Tendances de
l'Orient
Samir Geagea perd encore une fois son
pari
Ghaleb Kandil
Lundi 7 avril 2014
La candidature de Samir Geagea à
l'élection présidentielle libanaise,
annoncée le vendredi 4 avril, a été
envisagée il y a trois ans. Il
s'agissait d'une décision très sérieuse,
convenue par l'ancien Premier ministre
Saad Hariri et le diplomate américain
Jeffrey Feltman, dans la perspective de
la destruction de l'Etat syrien.
L'enthousiasme de M. Hariri pour ce plan
avait atteint son apogée lorsqu'il a
déclaré qu'il ne rentrerait à Beyrouth
que par l'aéroport de Damas.
Premièrement: Ce pari reposait sur la
chute de la Syrie, la destruction de son
Etat et de son armée et son intégration
au camp occidental, ce qui aurait permis
d'établir de nouvelles équations
régionales. Le plan de Feltman
consistait à prendre la Résistance
libanaise en étau: à l'intérieur du
Liban, grâce à une guerre lancée par les
milices du Courant du futur et des
Forces libanaises, appuyées par les
groupes terroristes à l'œuvre en Syrie,
qui ont exprimé leur intention d'entrer
au Liban pour combattre le Hezbollah
bien avant la participation de ce parti
aux combats en Syrie; et à travers les
frontières méridionales du Liban, grâce
à une invasion israélienne, qui devait
permettre à l'Etat hébreu de venger sa
défaite de juillet-août 2006, qui a
brisé les rêves de Tel-Aviv, de
l'Occident et de tous leurs alliés
arabes et Libanais, lesquels ont jeté
toutes leurs forces dans la balance pour
anéantir la Résistance libanaise.
C'est dans ce contexte que Saad Hariri
avait annoncé son soutien à la
candidature de Samir Geagea et souhaité
son élection à la présidence, en pariant
sur la chute rapide de l'Etat syrien.
Deuxièmement: La guerre contre la Syrie
est dans une impasse.

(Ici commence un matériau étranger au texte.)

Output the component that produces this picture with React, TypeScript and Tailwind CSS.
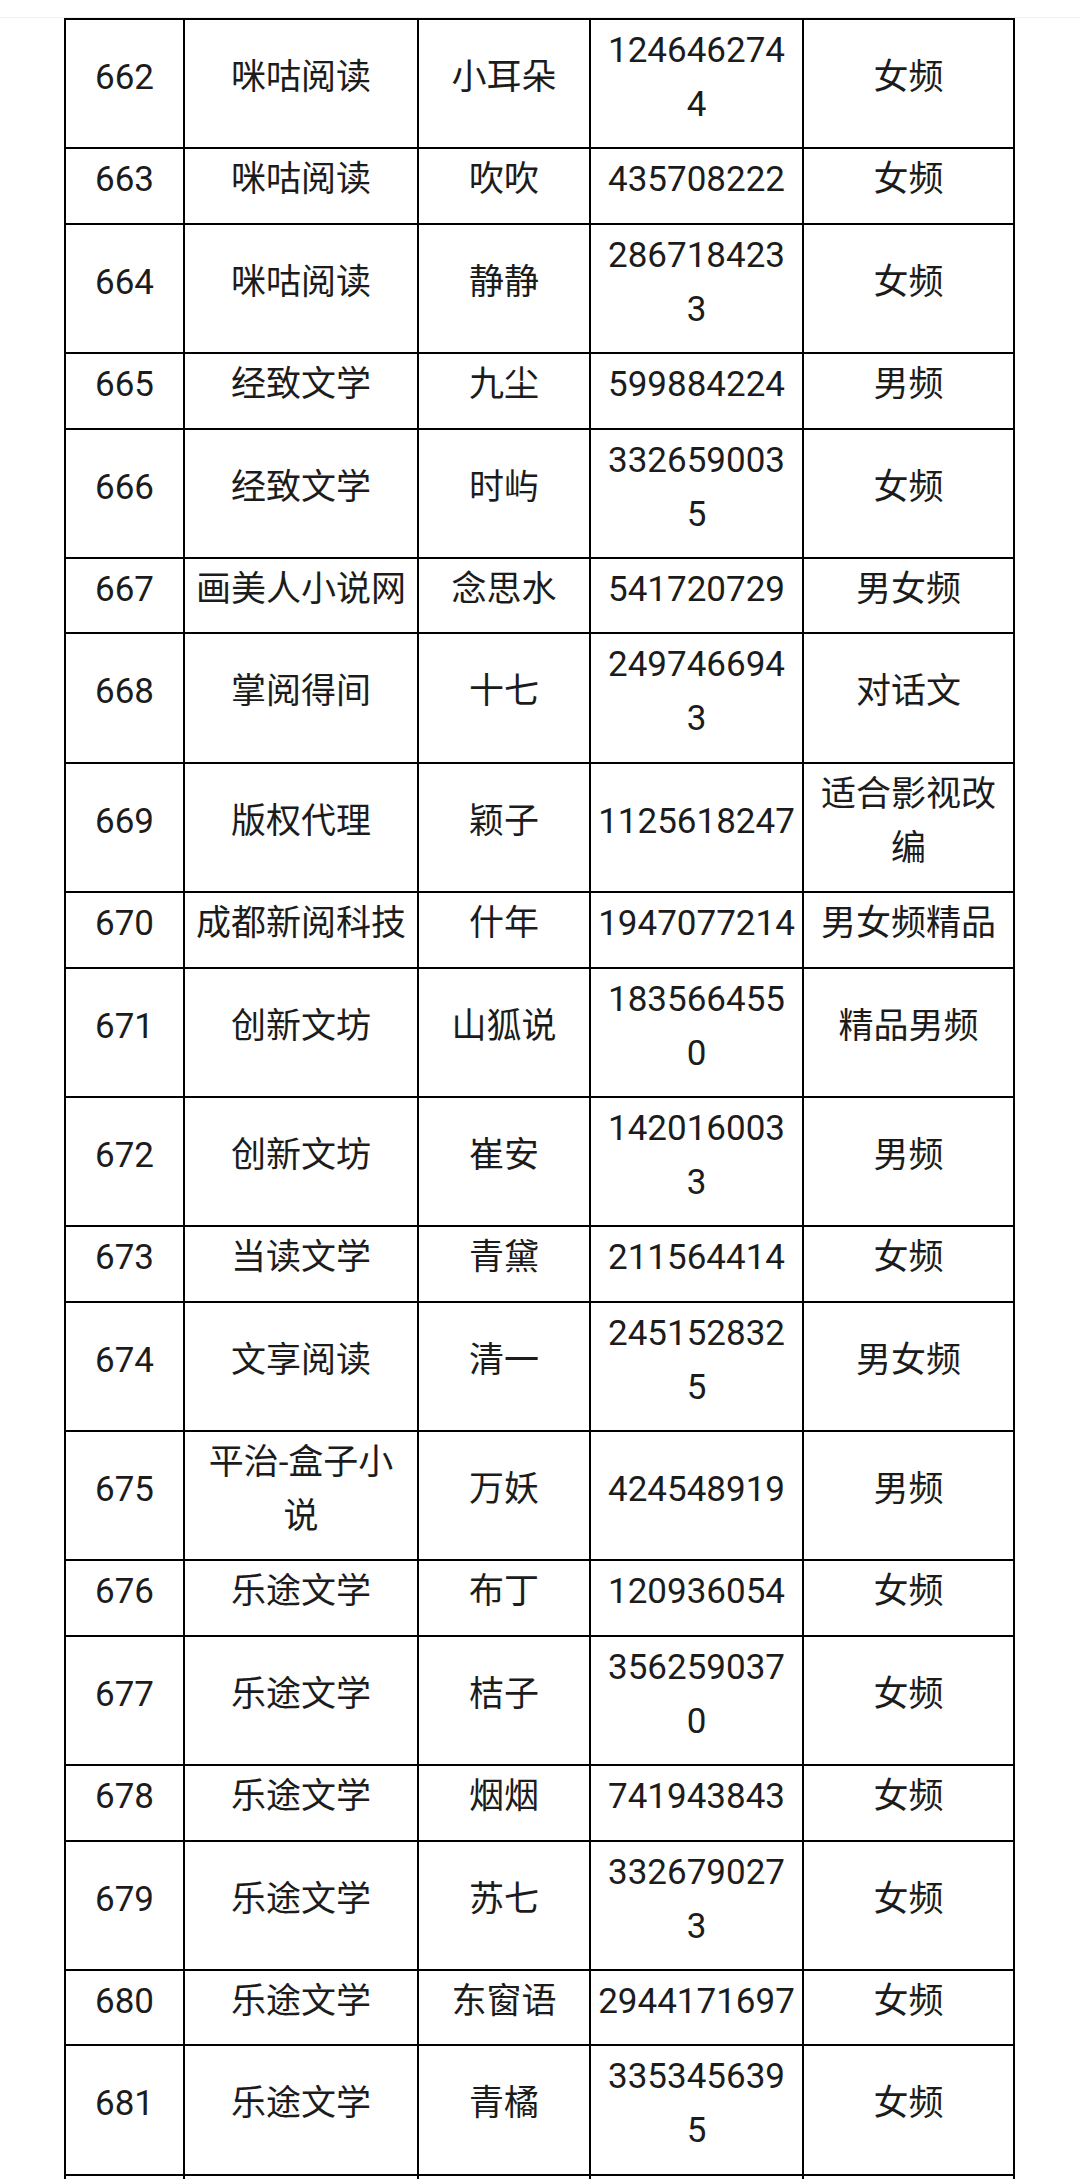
import React from "react";

type Row = [string, string[], string[], string[], string[]];

const rows: Row[] = [
  ["662", ["咪咕阅读"], ["小耳朵"], ["124646274", "4"], ["女频"]],
  ["663", ["咪咕阅读"], ["吹吹"], ["435708222"], ["女频"]],
  ["664", ["咪咕阅读"], ["静静"], ["286718423", "3"], ["女频"]],
  ["665", ["经致文学"], ["九尘"], ["599884224"], ["男频"]],
  ["666", ["经致文学"], ["时屿"], ["332659003", "5"], ["女频"]],
  ["667", ["画美人小说网"], ["念思水"], ["541720729"], ["男女频"]],
  ["668", ["掌阅得间"], ["十七"], ["249746694", "3"], ["对话文"]],
  ["669", ["版权代理"], ["颖子"], ["1125618247"], ["适合影视改", "编"]],
  ["670", ["成都新阅科技"], ["什年"], ["1947077214"], ["男女频精品"]],
  ["671", ["创新文坊"], ["山狐说"], ["183566455", "0"], ["精品男频"]],
  ["672", ["创新文坊"], ["崔安"], ["142016003", "3"], ["男频"]],
  ["673", ["当读文学"], ["青黛"], ["211564414"], ["女频"]],
  ["674", ["文享阅读"], ["清一"], ["245152832", "5"], ["男女频"]],
  ["675", ["平治-盒子小", "说"], ["万妖"], ["424548919"], ["男频"]],
  ["676", ["乐途文学"], ["布丁"], ["120936054"], ["女频"]],
  ["677", ["乐途文学"], ["桔子"], ["356259037", "0"], ["女频"]],
  ["678", ["乐途文学"], ["烟烟"], ["741943843"], ["女频"]],
  ["679", ["乐途文学"], ["苏七"], ["332679027", "3"], ["女频"]],
  ["680", ["乐途文学"], ["东窗语"], ["2944171697"], ["女频"]],
  ["681", ["乐途文学"], ["青橘"], ["335345639", "5"], ["女频"]],
];

function Cell({ lines }: { lines: string[] }) {
  return (
    <div className="flex items-center justify-center border-r-2 border-b-2 border-black pt-[4px] pb-[15.4px] text-center">
      <div className="flex flex-col items-center whitespace-nowrap leading-[54px]">
        {lines.map((l, i) => (
          <span key={i}>{l}</span>
        ))}
      </div>
    </div>
  );
}

export default function App() {
  return (
    <div
      className="h-[2179px] w-[1080px] overflow-hidden bg-white text-[35px] text-[#1c1c1c]"
      style={{ fontFamily: "Roboto, 'Noto Sans CJK SC', sans-serif" }}
    >
      <div className="h-[18px] border-b border-[#f1f1f1]" />
      <div className="ml-[64px] grid w-[951px] grid-cols-[119px_234px_172px_213px_211px] border-l-2 border-black">
        {[0, 1, 2, 3, 4].map((i) => (
          <div key={"top" + i} className="h-[1px] border-r-2 border-b-2 border-black" />
        ))}
        {rows.map((r) => (
          <React.Fragment key={r[0]}>
            <Cell lines={[r[0]]} />
            <Cell lines={r[1]} />
            <Cell lines={r[2]} />
            <Cell lines={r[3]} />
            <Cell lines={r[4]} />
          </React.Fragment>
        ))}
        {[0, 1, 2, 3, 4].map((i) => (
          <div key={"bot" + i} className="h-[40px] border-r-2 border-black" />
        ))}
      </div>
    </div>
  );
}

L'alliance
composée des Etats-Unis, d'Israël, de
l'Occident, de la Turquie et de leurs
alliés arabes, s'efforce, à ce stade, de
limiter les dégâts pour atténuer les
conséquences de sa défaite. Avec le
changement des rapports de force sur le
terrain en Syrie en faveur de l'axe de
la Résistance, les Américains ne cachent
plus la réalité des faits. Le pari sur
l'étau de Feltman n'est plus que
chimère.
A chaque développement sur le champ de
bataille, il apparait, de plus en plus
clairement, que le pari d'anéantir la
Résistance n'est qu'une illusion. L'Etat
syrien et ses forces armées enregistrent
des victoires successives, et c'est lui
qui détient désormais l'initiative
militaire et politique, bien qu'hommes,
argent et armes continuent d'affluer
pour les groupes terroristes.
Le tournant enregistré dans la guerre
syrienne dissipe tous les paris des
parties libanaises qui se sont
impliquées dans les différents épisodes
de ce conflit universel. Les changements
sur le terrain syrien vont naturellement
profiter à la Résistance libanaise et à
ses alliés. Ce qui signifie que les
leaders libanais, notamment chrétiens,
qui ont appuyé la Résistance et misé sur
la force de l'Etat syrien, vont profiter
politiquement des nouvelles réalités. De
ce fait, Samir Geagea, auteur du slogan
"que les Frères musulmans règnent", va
encore une fois perdre tous ses paris.
Le chef des Forces libanaises sait très
bien que les chances de son élection à
la présidence de la République au Liban
sont quasi-nulles.
Troisièmement: La candidature de Samir
Geagea intervient au dernier quart
d'heure du conflit syrien, à un moment
où Saad Hariri a été contraint de faire
marche arrière et de retirer sa
couverture politique aux groupes
terroristes-takfiristes qu'il a couvé
pendant trois ans à Tripoli, à Ersal et
ailleurs au Liban, à la demande expresse
des Américains.
Samir Geagea a pour principal objectif
de barrer la voie à l'élection du
général Michel Aoun à la présidence. Sa
candidature servirait à neutraliser
celle du leader du Courant patriotique
libre et à privilégier l'élection d'une
personnalité "consensuelle", dont la
principale mission serait de gérer la
situation actuelle, sans être en mesure
de proposer des solutions radicales aux
crises qui secouent le Liban.
Dans les circonstances actuelles, tous
les indices montrent que le vide à la
présidence de la République, pour une
période relativement longue, reste le
scénario le plus probable. La seule
solution est le vote d'une nouvelle loi
électorale, basée sur la
proportionnelle, qui permettrait
l'élection d'un Parlement réellement
représentatif, qui élirait à son tour un
nouveau président, capable d'incarner
les aspirations des générations futures.